2. When structuring the three-act core for a 30-minute orals, how much time should you generally allocate to presenting Options/Complications?
- 3–5 minutes
- 7–8 minutes
- 10–12 minutes
Show Answer & Explanation
Correct Answer: 10–12 minutes
Explanation: The lesson recommends allocating about 10–12 minutes to the Complication/Options act so presenters can surface trade-offs, present limited viable options, and link evidence to decision points.
Fill in the Blanks
The opening micro-structure includes Context, Credibility, Stake, Recommendation, and ___.
Show Answer & Explanation
Correct Answer: Ask
Explanation: The five-part micro-structure explicitly lists 'Ask' as the final element: a single, actionable line that tells the board what decision or authority is required.
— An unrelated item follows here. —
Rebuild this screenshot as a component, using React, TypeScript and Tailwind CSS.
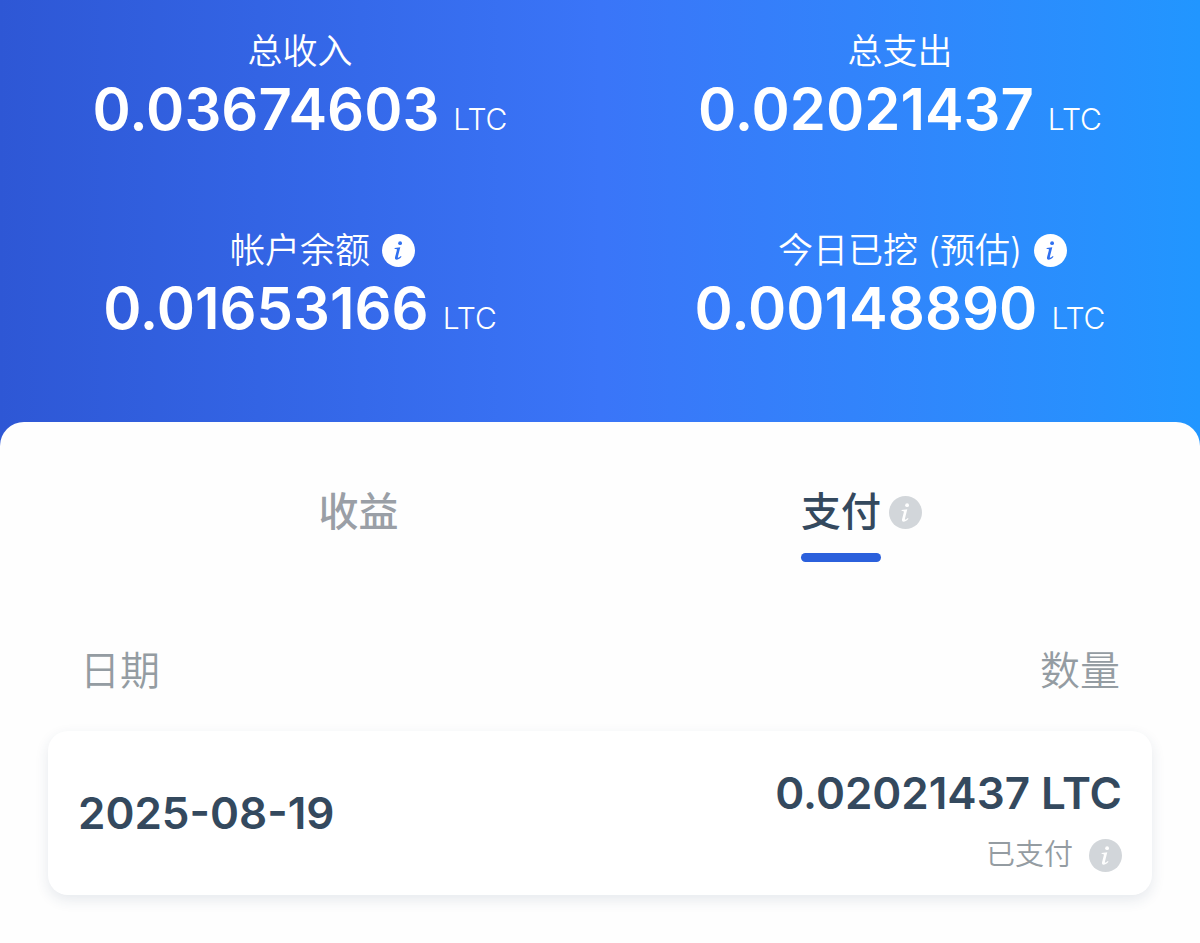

For a 30-minute orals, aim for roughly 8–10 slides total so each slide delivers ___ clear idea.
Show Answer & Explanation
Correct Answer: one
Explanation: The slide rule states every slide must deliver one clear idea; limiting slides to 8–10 helps keep focus and manage cognitive load within the timebox.
Error Correction
Incorrect: We should include every piece of contract data in the Situation to be thorough for the board.
Show Correction & Explanation
Correct Sentence: We should include only the contract data in the Situation that affects the decision.
Explanation: The Situation act should rapidly align the board on the operating baseline by presenting only details relevant to the decision. Including all data increases cognitive load and distracts from the decision focus.
Incorrect: During Q&A, always stop the presentation to answer every interruption immediately.
Show Correction & Explanation
Correct Sentence: During Q&A, acknowledge interruptions but use transition language to defer detailed answers when needed and keep to time.
Explanation: The guidance recommends using a transition anchor (e.g., 'I’ll address that in Q&A') to preserve timing and momentum; stopping for every interruption can derail the timebox and prevent reaching the decision.